Actors love stepping in to other peoples’ skin no matter how scary, it’s what we wanna do. This movie gave me the opportunity to give my soul and give my whole self and actually act in a role that I don’t normally get to act in.
It used to be that straight actors were afraid to take on gay roles for fear they’d be pigeon-holed. Is that no longer the case?
For me it’s definitely always great finding new and interesting stories especially with gay and lesbian characters. It makes me super happy to see the world become more accepting of gays and it’s crazy that it has ever even been an issue. But I was lucky and I grew up in Vancouver and I was raised super liberal and saw gay people my whole life. When I was young we would go down to the gay pride parade. So, when my agents sent me out on the audition, I felt like I could really play this person. I definitely felt that the moment I saw the sides I could deliver this story.
Basically for me, reading the script and understanding where the pain in my character was coming from felt like an easy fit. I mean I can relate to the pain and wanting to live in the world yet being scared and wanting it all to be over. My character struggles with trying to find purpose yet no one understands her and people don’t understand her for who she is or where she’s coming from. I could really relate to where she was coming from and how she was just screaming in pain.
Would you play a similar role again?
Believe it or not, I played a lesbian directly after I shot this film [in Eli Roth’s The Green Inferno].
Do you think this movie will be of help to LGBT and questioning youth?

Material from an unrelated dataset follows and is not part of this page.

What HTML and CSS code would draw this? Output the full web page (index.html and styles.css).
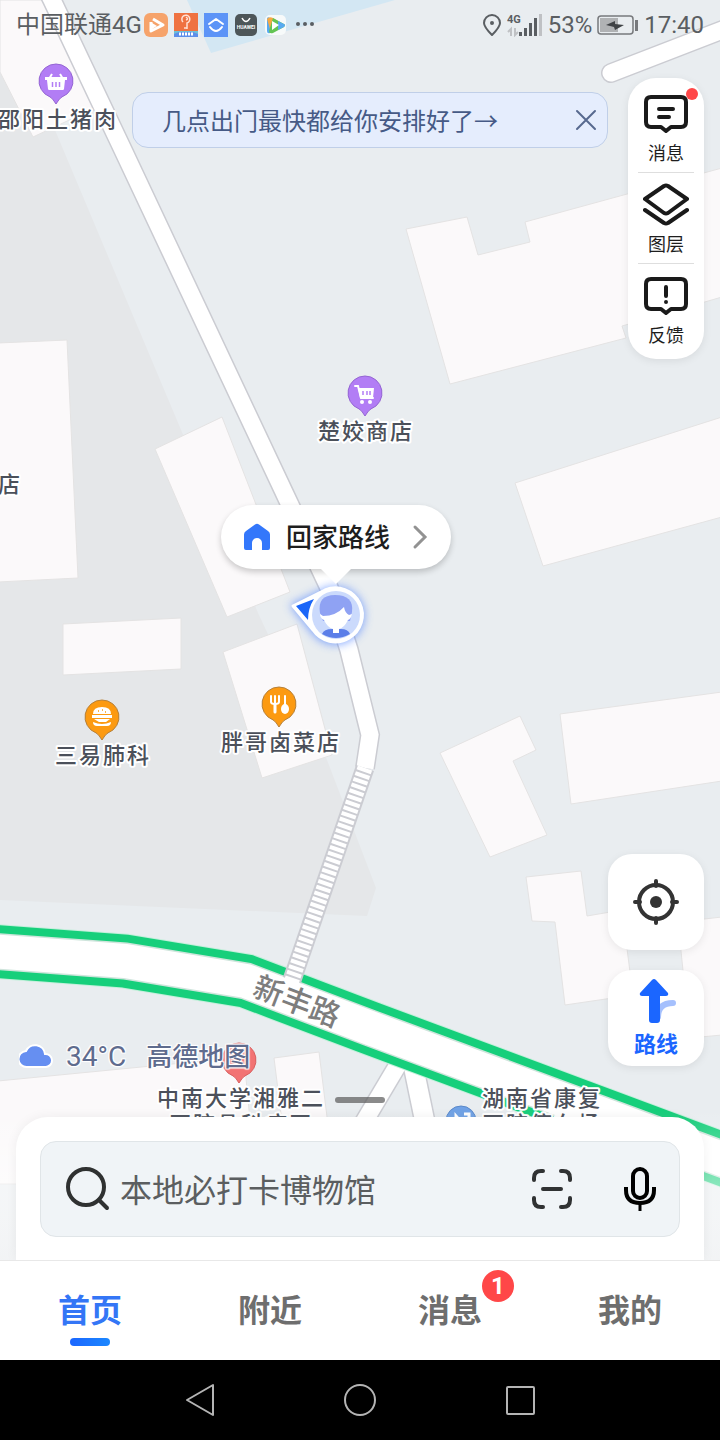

There aren’t as many stories out there that deal specifically with [gay] suicide. Nor the concept of everybody coming at you from all angles in the way it happens in this film. It totally makes your own mind muted out, you know? Where mom tells you your one way, then someone else says you’re another way. But it demands the question what you’re supposed to tell yourself? Everyone else has all these opinions about us but it doesn’t matter when we let the voices outside out heard be louder than our inner one. And this is really about standing up for who you are and walking away from those who are most destructive but don’t even know it. It’s very “enough is enough” and “stand up on your own two feet.” And it’s very rare that you get that lightning in bottle moment. The reason why it’s such a wonderful story [is because it’s] for someone who is afraid to come out in the world. For Serena she was so scared she didn’t know what was wrong and she discovered she had a voice and there is so much to her. So yes, it is for people who need that catharsis.